Last week I attended the ‘Career Day for PhDs’ organized by my university. Career day refers to a day full of talks and stalls to inform early researchers about possible options in academia. A very informative day, but also a whole lot of advice giving and proclamations about skills to be developed, jobs to be searched, contacts to be made. An overwhelming event like this made me wonder if there are more basic skills behind this big ol’ PhD checklist.
So here goes, my top 3 things you should keep doing to ultimately meet your PhD goals.
1. Build Interdisciplinary Skills – the biggest misconception people have, is that a PhD is about applying what you have learnt in your entire education till now, or continuing what you have learnt so far. Nope. Its about learning everything there is to learn about a certain topic. And your field is probably not the only field thinking about this topic. So you need to learn how other sciences approach this topic, what they are doing about it, where the many fields meet and how you can use it. For e.g. if you are studying depression, you need to obviously know all the psychology theories behind it, but also the therapies, the cost on health care system, the medical approach to it, and maybe all the possible ways it is studied – using EEG, fMRI, perception to emotions, movement measurements everyday and so on.
You need to be a Jack of all trade and be a master of some…so don’t shy away from something that’s ‘not your field’.
2. Get Perspectives – a researcher’s life is full of convincing people your work is worth caring about; whether its applying for grants, publishing, or communicating to the industry/pop science magazine. Each of these people judge your work on different criteria…maybe on the scientific robustness, maybe on its contribution to society, maybe simply on the doability of research. But all of this means, you should have first thought of these aspects yourself.

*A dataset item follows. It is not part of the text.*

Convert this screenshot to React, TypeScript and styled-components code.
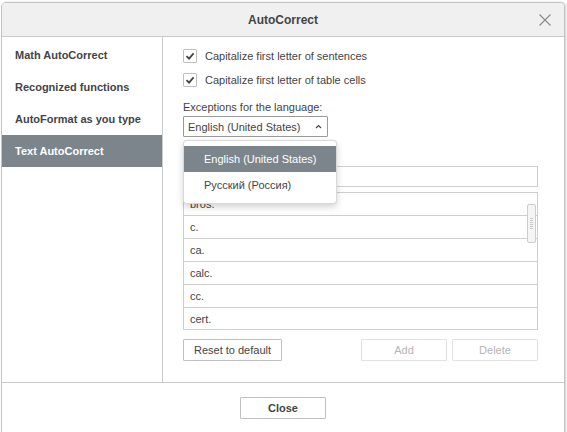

The best way to think about your research thoroughly is to not restrict it to just your mind, but rather keep talking to different people, from different walks, about your work.

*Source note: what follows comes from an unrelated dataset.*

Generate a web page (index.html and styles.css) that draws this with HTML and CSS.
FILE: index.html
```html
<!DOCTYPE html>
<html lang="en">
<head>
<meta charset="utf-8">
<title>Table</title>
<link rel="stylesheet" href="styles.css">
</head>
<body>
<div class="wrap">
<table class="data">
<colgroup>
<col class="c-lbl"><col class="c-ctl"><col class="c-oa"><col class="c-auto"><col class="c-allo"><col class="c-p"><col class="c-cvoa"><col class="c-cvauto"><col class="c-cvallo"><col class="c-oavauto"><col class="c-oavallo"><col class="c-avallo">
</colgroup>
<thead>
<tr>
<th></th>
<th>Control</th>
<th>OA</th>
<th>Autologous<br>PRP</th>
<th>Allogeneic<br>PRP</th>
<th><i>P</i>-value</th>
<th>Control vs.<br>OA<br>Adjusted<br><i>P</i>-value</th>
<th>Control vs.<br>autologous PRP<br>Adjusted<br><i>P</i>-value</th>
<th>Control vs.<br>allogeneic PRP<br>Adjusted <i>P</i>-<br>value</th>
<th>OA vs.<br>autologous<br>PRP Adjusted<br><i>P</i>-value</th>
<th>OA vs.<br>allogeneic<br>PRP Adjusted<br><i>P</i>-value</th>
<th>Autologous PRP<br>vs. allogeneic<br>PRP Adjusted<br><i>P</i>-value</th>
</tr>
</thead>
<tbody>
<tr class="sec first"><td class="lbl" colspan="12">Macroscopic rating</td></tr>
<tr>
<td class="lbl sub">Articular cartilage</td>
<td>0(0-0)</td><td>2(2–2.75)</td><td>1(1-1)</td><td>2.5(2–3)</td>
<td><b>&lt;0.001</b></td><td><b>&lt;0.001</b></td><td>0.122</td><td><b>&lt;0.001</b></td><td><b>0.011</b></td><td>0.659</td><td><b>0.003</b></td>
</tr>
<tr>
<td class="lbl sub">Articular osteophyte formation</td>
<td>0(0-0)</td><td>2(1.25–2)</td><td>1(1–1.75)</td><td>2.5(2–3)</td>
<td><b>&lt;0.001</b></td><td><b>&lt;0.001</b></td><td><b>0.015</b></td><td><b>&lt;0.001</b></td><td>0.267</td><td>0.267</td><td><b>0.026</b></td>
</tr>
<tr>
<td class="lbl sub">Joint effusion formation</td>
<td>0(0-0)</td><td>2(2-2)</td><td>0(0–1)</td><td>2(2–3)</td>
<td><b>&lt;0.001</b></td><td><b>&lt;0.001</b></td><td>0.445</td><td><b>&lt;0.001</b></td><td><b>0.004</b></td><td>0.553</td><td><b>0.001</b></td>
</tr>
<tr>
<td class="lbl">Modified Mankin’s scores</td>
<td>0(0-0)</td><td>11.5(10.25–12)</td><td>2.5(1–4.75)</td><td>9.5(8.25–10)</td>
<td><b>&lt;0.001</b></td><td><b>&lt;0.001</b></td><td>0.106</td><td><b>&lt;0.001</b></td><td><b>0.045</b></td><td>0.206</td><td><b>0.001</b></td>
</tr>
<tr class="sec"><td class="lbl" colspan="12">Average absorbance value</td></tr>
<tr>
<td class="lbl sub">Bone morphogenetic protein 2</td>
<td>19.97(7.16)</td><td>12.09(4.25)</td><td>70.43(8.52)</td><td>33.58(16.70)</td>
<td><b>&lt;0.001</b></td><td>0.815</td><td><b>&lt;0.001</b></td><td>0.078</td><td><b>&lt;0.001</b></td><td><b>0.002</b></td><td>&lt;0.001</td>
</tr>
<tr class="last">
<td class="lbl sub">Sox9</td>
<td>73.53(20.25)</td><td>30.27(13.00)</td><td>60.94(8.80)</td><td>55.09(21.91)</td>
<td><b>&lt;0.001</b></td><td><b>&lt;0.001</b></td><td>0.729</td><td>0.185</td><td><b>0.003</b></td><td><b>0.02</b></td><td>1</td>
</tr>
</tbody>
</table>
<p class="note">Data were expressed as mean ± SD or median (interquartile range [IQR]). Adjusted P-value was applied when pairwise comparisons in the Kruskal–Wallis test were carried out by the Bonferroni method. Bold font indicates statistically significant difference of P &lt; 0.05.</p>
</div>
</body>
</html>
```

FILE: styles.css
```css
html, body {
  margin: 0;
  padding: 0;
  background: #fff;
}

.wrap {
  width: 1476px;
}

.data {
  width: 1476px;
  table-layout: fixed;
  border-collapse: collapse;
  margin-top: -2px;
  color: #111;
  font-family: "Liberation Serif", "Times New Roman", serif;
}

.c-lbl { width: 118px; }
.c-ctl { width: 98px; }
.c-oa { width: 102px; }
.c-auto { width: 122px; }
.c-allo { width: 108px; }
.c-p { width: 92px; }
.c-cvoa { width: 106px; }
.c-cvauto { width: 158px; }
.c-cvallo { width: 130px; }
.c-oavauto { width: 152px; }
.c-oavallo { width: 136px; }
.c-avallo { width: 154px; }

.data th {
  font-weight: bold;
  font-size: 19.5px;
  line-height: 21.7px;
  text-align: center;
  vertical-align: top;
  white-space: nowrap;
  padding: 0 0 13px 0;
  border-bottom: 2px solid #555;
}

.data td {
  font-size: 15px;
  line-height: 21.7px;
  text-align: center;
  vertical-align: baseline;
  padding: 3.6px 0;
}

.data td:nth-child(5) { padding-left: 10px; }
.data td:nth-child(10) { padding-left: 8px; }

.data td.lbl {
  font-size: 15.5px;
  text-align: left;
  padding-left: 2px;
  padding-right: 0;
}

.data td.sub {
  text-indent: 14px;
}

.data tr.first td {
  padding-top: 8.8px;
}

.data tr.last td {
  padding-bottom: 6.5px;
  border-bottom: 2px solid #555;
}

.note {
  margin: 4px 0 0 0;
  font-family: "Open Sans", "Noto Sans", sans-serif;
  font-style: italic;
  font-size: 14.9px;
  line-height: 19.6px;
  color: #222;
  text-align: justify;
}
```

3. Keep your Scientific Curiosity – a lot of the post-docs I met yesterday said being in a PhD was like being in a tunnel. You just wanted the light at the end with no idea what was happening outside this PhD. This is actually a pretty normal and sometimes externally reinforced approach to doing a PhD. I realize myself that I fall prey to this pattern once in a while. But every time I get out of this tunnel vision, I realize why I am doing this project and enter back into the tunnel with better ideas and solutions, for my current project and for my future projects. I also think this balance is something that needs to be cultivated in the PhD years.

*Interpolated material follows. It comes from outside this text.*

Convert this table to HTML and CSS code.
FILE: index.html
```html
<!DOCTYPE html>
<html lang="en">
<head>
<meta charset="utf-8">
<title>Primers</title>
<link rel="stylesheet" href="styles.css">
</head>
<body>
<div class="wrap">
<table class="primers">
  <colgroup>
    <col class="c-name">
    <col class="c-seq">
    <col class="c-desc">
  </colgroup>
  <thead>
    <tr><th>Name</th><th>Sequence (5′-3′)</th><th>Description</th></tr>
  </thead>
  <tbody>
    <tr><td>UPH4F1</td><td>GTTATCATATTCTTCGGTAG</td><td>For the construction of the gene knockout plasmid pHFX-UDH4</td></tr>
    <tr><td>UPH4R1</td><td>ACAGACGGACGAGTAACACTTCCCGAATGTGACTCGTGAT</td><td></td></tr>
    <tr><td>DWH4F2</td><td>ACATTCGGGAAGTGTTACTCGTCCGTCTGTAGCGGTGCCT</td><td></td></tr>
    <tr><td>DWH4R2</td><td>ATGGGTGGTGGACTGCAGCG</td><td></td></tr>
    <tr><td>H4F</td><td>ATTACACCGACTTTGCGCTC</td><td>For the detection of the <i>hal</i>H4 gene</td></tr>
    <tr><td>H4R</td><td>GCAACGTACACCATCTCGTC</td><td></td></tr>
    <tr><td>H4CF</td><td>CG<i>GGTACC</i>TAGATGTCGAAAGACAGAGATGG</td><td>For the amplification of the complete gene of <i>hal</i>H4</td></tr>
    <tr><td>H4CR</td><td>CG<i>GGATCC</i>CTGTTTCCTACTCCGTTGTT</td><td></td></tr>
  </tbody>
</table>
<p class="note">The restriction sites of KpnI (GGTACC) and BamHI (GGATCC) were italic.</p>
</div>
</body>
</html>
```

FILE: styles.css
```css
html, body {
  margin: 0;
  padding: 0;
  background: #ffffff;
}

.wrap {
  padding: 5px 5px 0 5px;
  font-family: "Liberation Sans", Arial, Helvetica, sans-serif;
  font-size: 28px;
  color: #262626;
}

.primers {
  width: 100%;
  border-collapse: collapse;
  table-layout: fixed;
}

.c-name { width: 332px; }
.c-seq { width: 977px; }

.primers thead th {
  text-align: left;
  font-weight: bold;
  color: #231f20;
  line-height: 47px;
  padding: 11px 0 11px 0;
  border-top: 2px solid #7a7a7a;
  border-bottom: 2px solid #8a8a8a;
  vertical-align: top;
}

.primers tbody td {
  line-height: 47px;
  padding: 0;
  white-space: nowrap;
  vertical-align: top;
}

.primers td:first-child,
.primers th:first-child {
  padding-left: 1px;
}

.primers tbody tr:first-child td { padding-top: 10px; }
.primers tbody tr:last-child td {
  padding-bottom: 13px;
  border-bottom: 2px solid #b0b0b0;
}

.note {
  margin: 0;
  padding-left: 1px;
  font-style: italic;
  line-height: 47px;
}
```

Every once in a while take time out to do things that are scientific, that interest you professionally, but are not related to your PhD.
Ultimately I’d just like to end with a thought which was my recurrent idea throughout the talks yesterday – don’t treat your PhD as a job, a collection of tasks, given to you for your skills, but a career that you willingly got into, a field you want to learn about  and a community you willingly wanted to be a part of.